Slow down the switching edges a bit if you like. Add mosfet gate
resistors to soften the edges.

Interesting... Sadly won't be able to do that as I'm using pre built
H-Bridge modules based on the L298N

https://www.ebay.co.uk/itm/Dual-L298N/172822867116

Sorry for wimping out there ;-

I still say just use an adjustable switcher current source rather than PWM. 100 Hz is way too slow and will be perceived due to not even very fast motion.

I was watching video from my car through the front window in the rain and the wiper blades looked like they were bent from the scan rate of the video. Even at 100 Hz, various artifacts of movement are visible. They up the scan rate to 120 Hz to watch sports and on some sets they up it to 240 Hz. I suggest your flicker rate should be around 1000 Hz.

--

Rick C.

+ Get 1,000 miles of free Supercharging
+ Tesla referral code - https://ts.la/richard11209
 
On Thursday, October 24, 2019 at 11:02:36 PM UTC-4, Bill Sloman wrote:
On Friday, October 25, 2019 at 2:30:23 AM UTC+11, jla...@highlandsniptechnology.com wrote:
On Thu, 24 Oct 2019 09:57:49 +0100, Tim Watts <tw@example.com> wrote:

Hi,

This year's project is to drive 3 strings of 30V DC LED outdoor fairy
lights from Raspberry Pi's[1]


I've been on here before last year and took some greet advice with
respect to H-Bridges and found some, along with DC-DC converters that
will enable me to interface a 30V DC supply to the Pi and the Pi back to
the lights.


The only thing I am mindful of is not to inadvertantly blat out a ton of
EM noise.

So I was wondering if anyone (without guarantees of course) might be
able to offer any rule of thumb advice please?

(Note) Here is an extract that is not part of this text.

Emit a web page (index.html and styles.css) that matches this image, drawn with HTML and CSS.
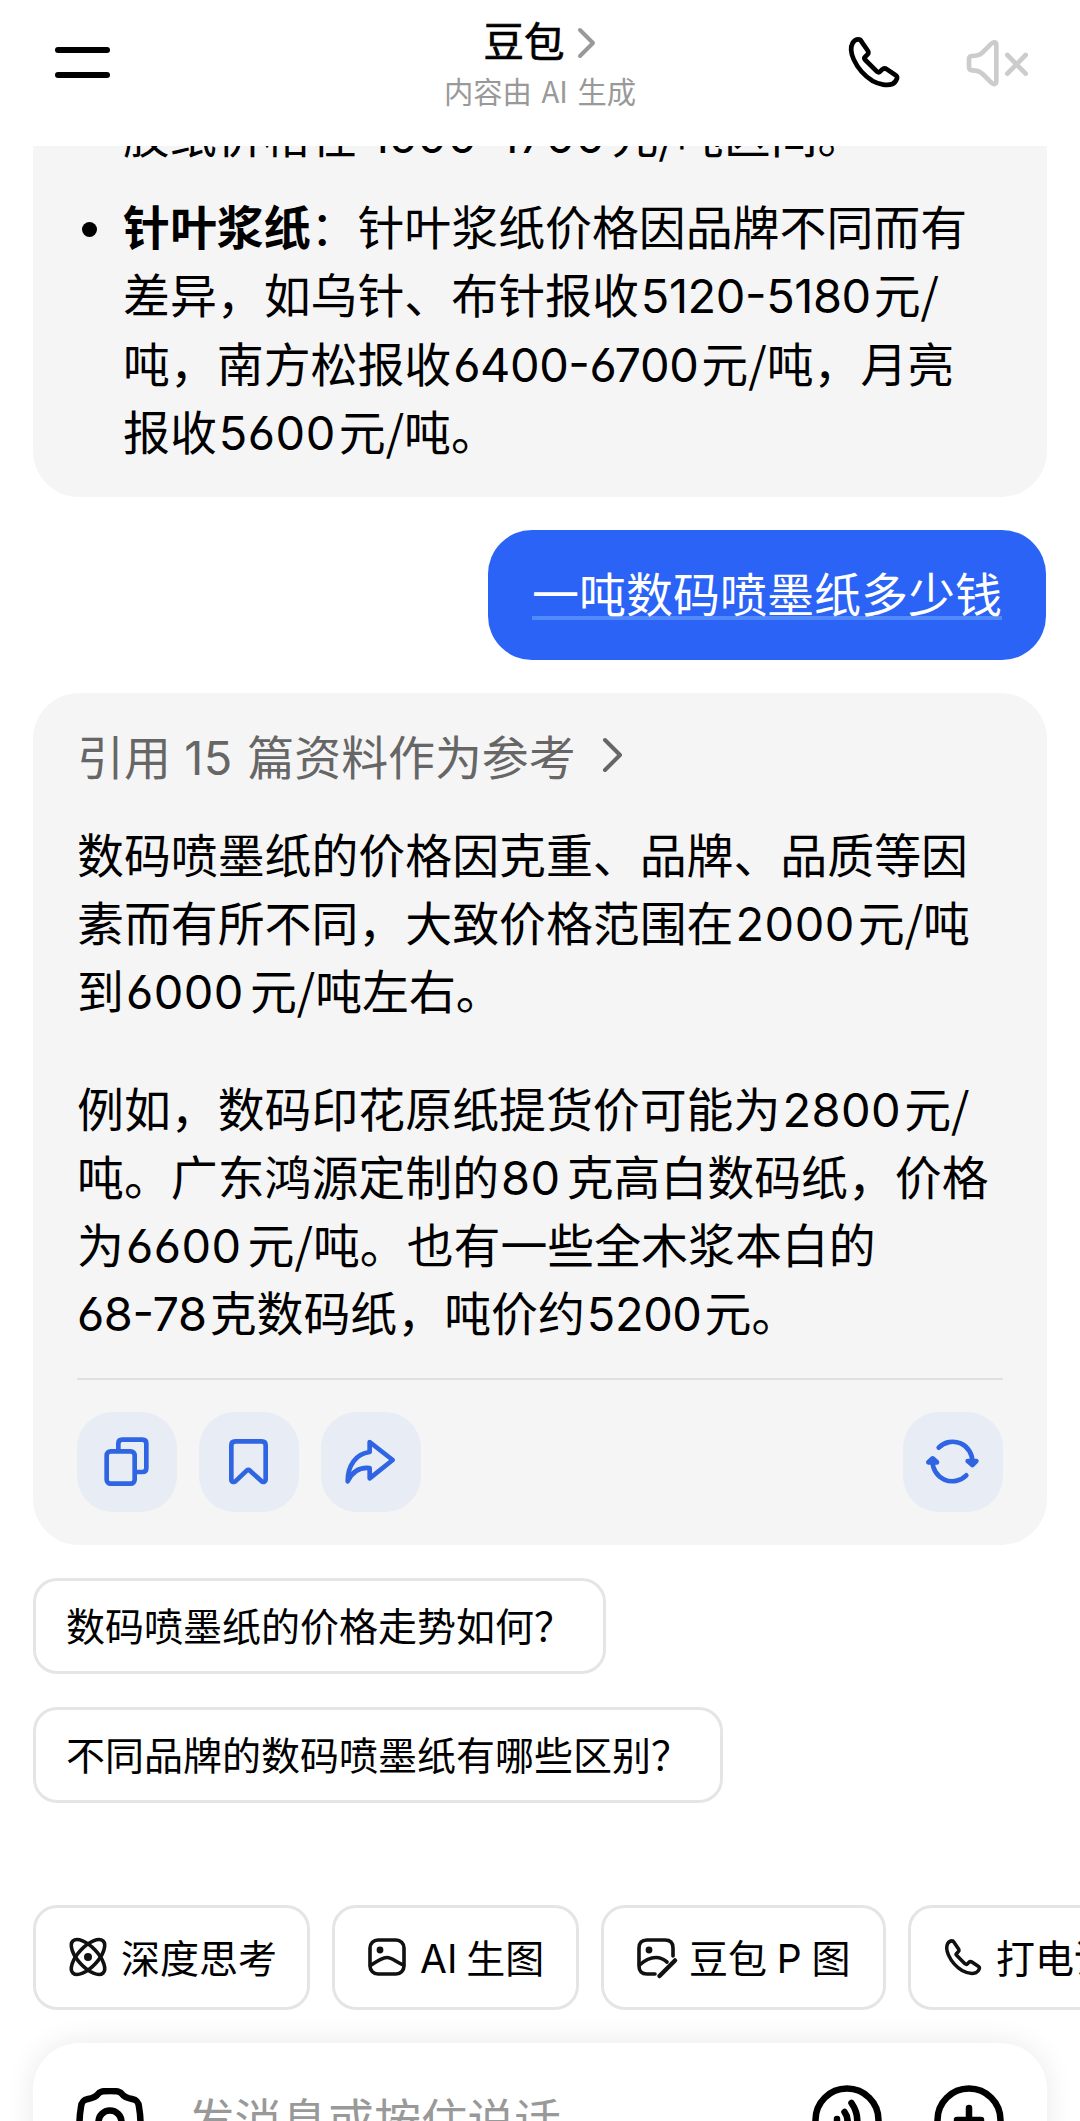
FILE: index.html
```html
<!DOCTYPE html>
<html lang="zh-CN">
<head>
  <meta charset="UTF-8" />
  <meta name="viewport" content="width=device-width, initial-scale=1.0"/>
  <title>豆包</title>
  <link rel="stylesheet" href="styles.css">
</head>
<body>

  <!-- Header -->
  <header>
    <button class="menu-btn"><span></span><span></span></button>
    <div class="title">
      <h1>豆包
        <svg width="20" height="32" viewBox="0 0 20 32"><path d="M3 3 L16 16 L3 29"/></svg>
      </h1>
      <p>内容由 AI 生成</p>
    </div>
    <div class="header-icons">
      <svg class="phone" width="56" height="56" viewBox="80 72 168 168"><path d="M117 88C110 88 104 92 100 99C92 113 95 130 103 148C113 170 135 197 160 213C180 224 205 228 219 222C226 219 230 213 233 205C234 200 232 197 228 195L203 178C197 174 192 175 188 179L182 185C179 188 176 187 173 185L138 150C135 147 134 144 137 141L144 134C148 130 148 127 146 123L126 94C124 90 121 88 117 88Z"/></svg>
      <svg class="mute" width="64" height="56" viewBox="442 74 192 168"><path d="M460 137C472 137 482 136 492 126L518 100C525 94 533 94 533 104L533 213C533 222 525 224 518 217L492 191C484 183 473 180 461 180C454 180 451 176 451 170V147C451 141 454 137 460 137ZM566 134L621 190M621 134L566 190"/></svg>
    </div>
  </header>

  <!-- Chat -->
  <main>
    <div class="card card-cut">
      <ul>
        <li class="no-dot">胶纸价格在 <span class="num wide">1600-1700</span>元/吨区间。</li>
        <li><b>针叶浆纸</b>：针叶浆纸价格因品牌不同而有<br>差异，如乌针、布针报收<span class="num range">5120-5180</span>元/<br>吨，南方松报收<span class="num range">6400-6700</span>元/吨，月亮<br>报收<span class="num">5600</span>元/吨。</li>
      </ul>
    </div>

    <div class="bubble"><span>一吨数码喷墨纸多少钱</span></div>

    <div class="card">
      <div class="refs">
        <span>引用 <span class="num">15</span> 篇资料作为参考</span>
        <svg width="24" height="36" viewBox="0 0 24 36"><path d="M4 3 L19 18 L4 33"/></svg>
      </div>
      <p>数码喷墨纸的价格因克重、品牌、品质等因<br>素而有所不同，大致价格范围在<span class="num">2000</span>元/吨<br>到<span class="num wide">6000</span>元/吨左右。</p>
      <p>例如，数码印花原纸提货价可能为<span class="num">2800</span>元/<br>吨。广东鸿源定制的<span class="num wide">80</span>克高白数码纸，价格<br>为<span class="num wide">6600</span>元/吨。也有一些全木浆本白的<br><span class="num range start">68-78</span>克数码纸，吨价约<span class="num range">5200</span>元。</p>
      <hr>
      <div class="actions">
        <button><svg viewBox="0 0 300 300"><rect x="89" y="118" width="84" height="97" rx="12"/><path d="M124 113V95q0-12 12-12H196q12 0 12 12V168q0 12-12 12H180"/></svg></button>
        <button><svg viewBox="0 0 300 300"><path d="M97 100q0-12 12-12H188q12 0 12 12V203C200 209 193 212 188 208L153 176Q148 172 143 176L109 208C104 212 97 209 97 203Z"/></svg></button>
        <button><svg viewBox="0 0 300 300"><path d="M146 90L215 144L146 199V168C115 165 93 180 80 208C80 160 105 125 146 120Z"/></svg></button>
        <button class="refresh"><svg viewBox="0 0 300 300"><path d="M107 107A59 59 0 0 1 208 152M190 190A59 59 0 0 1 89 145"/><path class="head" d="M194 147L208 159L220 147ZM76 151L89 139L102 151Z"/></svg></button>
      </div>
    </div>

    <div class="suggest">数码喷墨纸的价格走势如何？</div>
    <div class="suggest">不同品牌的数码喷墨纸有哪些区别？</div>
  </main>

  <!-- Tools -->
  <div class="tools">
    <div class="tool think">
      <svg viewBox="0 0 38 38"><ellipse cx="19" cy="19" rx="22" ry="10" transform="rotate(47 19 19)"/><ellipse cx="19" cy="19" rx="22" ry="10" transform="rotate(-47 19 19)"/><circle class="dot" cx="19" cy="19" r="4"/></svg>
      深度思考
    </div>
    <div class="tool image">
      <svg viewBox="0 0 38 38"><rect x="2" y="2" width="34" height="34" rx="8"/><circle class="dot" cx="12" cy="12" r="3.4"/><path d="M2.5 27.5C9 23 14 19.5 19 19.5C24 19.5 28 24 35.5 27"/></svg>
      <span><i>AI</i> 生图</span>
    </div>
    <div class="tool edit">
      <svg viewBox="0 0 38 38"><path d="M18 36H10Q2 36 2 28V10Q2 2 10 2H28Q36 2 36 10V18"/><circle class="dot" cx="12" cy="12" r="3.4"/><path d="M2.5 27C8 22 14 19.5 19 19.5C23 19.5 27 21.5 30 24"/><path class="pen" d="M22.5 38L38 22.5"/></svg>
      <span>豆包 <i>P</i> 图</span>
    </div>
    <div class="tool call">
      <svg class="small-phone" viewBox="84 76 160 160"><path d="M117 88C110 88 104 92 100 99C92 113 95 130 103 148C113 170 135 197 160 213C180 224 205 228 219 222C226 219 230 213 233 205C234 200 232 197 228 195L203 178C197 174 192 175 188 179L182 185C179 188 176 187 173 185L138 150C135 147 134 144 137 141L144 134C148 130 148 127 146 123L126 94C124 90 121 88 117 88Z"/></svg>
      打电话
    </div>
  </div>

  <!-- Input -->
  <div class="input-bar">
    <svg class="camera" width="68" height="62" viewBox="0 0 68 62"><path d="M12 11C17 10 20 9 22 6C23.5 3.5 26 3 34 3C42 3 44.5 3.5 46 6C48 9 51 10 56 11C61 12 62.5 14 63 19C65 30 65 40 63 50C62 56 59 58.5 54 58.5H14C9 58.5 6 56 5 50C3 40 3 30 5 19C5.5 14 7 12 12 11Z"/><circle cx="34" cy="34" r="11.5"/></svg>
    <div class="placeholder">发消息或按住说话</div>
    <svg class="voice" width="70" height="70" viewBox="0 0 70 70"><circle cx="35" cy="35" r="31.5"/><path d="M39.5 18Q51 35 39.5 52M32.500 27Q38.5 35 32.5 43M25 34V36"/></svg>
    <svg class="plus" width="70" height="70" viewBox="0 0 70 70"><circle cx="35" cy="35" r="31.5"/><path d="M35 23V47M23 35H47"/></svg>
  </div>

</body>
</html>
```
FILE: styles.css
```css
* { box-sizing: border-box; }
body {
  margin: 0; height: 2121px; overflow: hidden; background: #fff; color: #000;
  font-family: "Noto Sans CJK SC", sans-serif;
  display: flex; flex-direction: column;
}
button { border: none; background: none; padding: 0; margin: 0; }
svg { display: block; flex: none; fill: none; stroke: currentColor; stroke-linecap: round; stroke-linejoin: round; }
h1, p, ul { margin: 0; padding: 0; font-weight: 400; }

/* header */
header {
  height: 146px; flex: none; padding: 0 50px 0 55px;
  display: grid; grid-template-columns: 233px 1fr 238px;
}
.menu-btn { display: flex; flex-direction: column; gap: 19px; width: 55px; height: 31px; margin-top: 47px; }
.menu-btn span { height: 6px; border-radius: 3px; background: #000; }
.title { padding-top: 15px; text-align: center; }
h1 {
  display: flex; justify-content: center; align-items: center; gap: 12px;
  font-size: 40.5px; line-height: 50px; -webkit-text-stroke: 0.7px #000;
}
h1 svg { stroke: #999; stroke-width: 4; margin-top: 5px; }
.title p { font-size: 29.3px; line-height: 40px; color: #999; margin-top: 5px; word-spacing: 3px; }
.header-icons { display: flex; justify-content: flex-end; gap: 64px; padding-top: 34px; }
.phone, .mute { stroke-width: 14; }
.mute { color: #ccc; margin-top: 1px; }

/* chat */
main { flex: none; padding: 0 33px; }
.card {
  border-radius: 46px; background: #f5f5f5; padding: 28px 44px 33px;
  font-size: 46.9px; line-height: 68.2px; white-space: nowrap;
}
.card-cut { border-radius: 0 0 46px 46px; overflow: hidden; height: 351px; padding: 0 44px 0 90px; }
.card-cut ul { margin-top: -47px; list-style: none; }
.card-cut li { position: relative; margin-bottom: 24px; }
.card-cut li::before {
  content: ""; position: absolute; left: -41px; top: 31px;
  width: 15px; height: 15px; border-radius: 50%; background: #000;
}
.card-cut li.no-dot::before { display: none; }
.num {
  font-family: Inter, sans-serif; line-height: 1; letter-spacing: 0.5px; margin: 0 3px 0 2px;
  font-feature-settings: "case", "cv03";
}
.num.range { letter-spacing: -0.4px; }
.num.wide { margin-right: 6px; }
.num.start { margin-left: 0; }
.bubble {
  width: 558px; height: 130px; margin: 33px 1px 33px auto; border-radius: 44px;
  background: #2a63f6; color: #fff;
  display: flex; justify-content: center; align-items: center;
}
.bubble span { font-size: 47px; line-height: 41px; height: 49px; border-bottom: 4px solid #5289fb; }
.refs { display: flex; align-items: center; gap: 25px; height: 68px; color: #666; margin-bottom: 30px; word-spacing: 1px; }
.refs svg { stroke-width: 4; }
.card p + p { margin-top: 49px; }
hr { border: none; height: 2px; background: #e0e0e0; margin: 33px 0 32px; }
.actions { display: flex; gap: 22px; }
.actions button { width: 100px; height: 100px; border-radius: 36px; background: #e7ecf5; color: #2f64e2; }
.actions svg { width: 100px; height: 100px; stroke-width: 14; }
.actions .refresh { margin-left: auto; }
.head { fill: currentColor; }
.suggest {
  width: fit-content; height: 96px; margin: 33px 0; padding: 0 30px;
  border: 3px solid #e5e5e5; border-radius: 24px;
  font-size: 39px; line-height: 87px; white-space: nowrap;
}

/* tools */
.tools { display: flex; flex: none; gap: 22px; padding: 0 0 0 33px; margin-top: 69px; overflow: hidden; }
.tool {
  display: flex; align-items: center; flex: none; gap: 14px; height: 105px; padding: 0 0 3px 33px;
  border: 3px solid #e5e5e5; border-radius: 24px; font-size: 39px; white-space: nowrap;
}
.tool svg { width: 38px; height: 38px; stroke-width: 3.6; color: #111; margin-top: 2px; overflow: visible; }
.tool .small-phone { stroke-width: 15; }
.tool i { font-family: Inter, sans-serif; font-style: normal; }
.tool.edit span { word-spacing: 1px; }
.pen { stroke-width: 4.5; }
.dot { fill: currentColor; stroke: none; }
.think { width: 277px; }
.image { width: 247px; }
.edit { width: 285px; }
.call { width: 240px; }

/* input */
.input-bar {
  display: flex; align-items: flex-start; flex: none; height: 150px; margin: 33px 33px 0;
  padding: 42px 43px 0 43px; border-radius: 46px; background: #fff;
  box-shadow: 0 0 30px rgba(0, 0, 0, 0.09);
}
.input-bar svg { stroke-width: 6.5; }
.camera { margin-top: 3px; }
.placeholder { flex: 1; padding-left: 44px; color: #999; font-size: 46.6px; line-height: 66px; }
.plus { margin-left: 52px; }
```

1) I'll keep the PWM frequency as low as possible without causing
visible flickering to passing motor cars (which is sometime I can test
by driving by, road speed limit is 30mph so not super fast).

2) I'm thinking to pop a suitable choke inline with each string of
lights after the H-Bridge to block the higher harmonics. This is the bit
I'm not sure of. What would be a suitable number of Henrys as a function
of drive current and base frequency of the PWM?

3) Are there any inexpensive ways of doing a quick and dirty
verification of the amount of noise being emitted? I don't have a
'scope, though I could get a picoscope type unit if sticking an antenna
of some sort on it would provide useful tests???

Many thanks,

At a low PWM rate, say 100 Hz, anything radiated in the AM band will
be ballpark the 10,000th harmonic of the switch frequency. The energy
will be nil.

Not true. AM transmitters are delectable for miles. Even a small high frequency component from a radiator next door can be big enough to create problems.

Slow down the switching edges a bit if you like. Add mosfet gate
resistors to soften the edges.

Which increases the switching losses. If you slow down the edges enough, you will cook your MOSFETs.

This is a pretty bizarre design. Trying to drive separate LEDs by reversing the polarity of the power without generating EMI. It hurts too much to think what will happen if a choke is thrown into the mix. One pair of FETs turn on to drive current into the choke and LEDs, then they turn off and the other FETs turn on to reverse the current, but the current is going to continue in the same direction for a bit pushing power back into the PSU until the choke winds down and ramps back up in the other polarity.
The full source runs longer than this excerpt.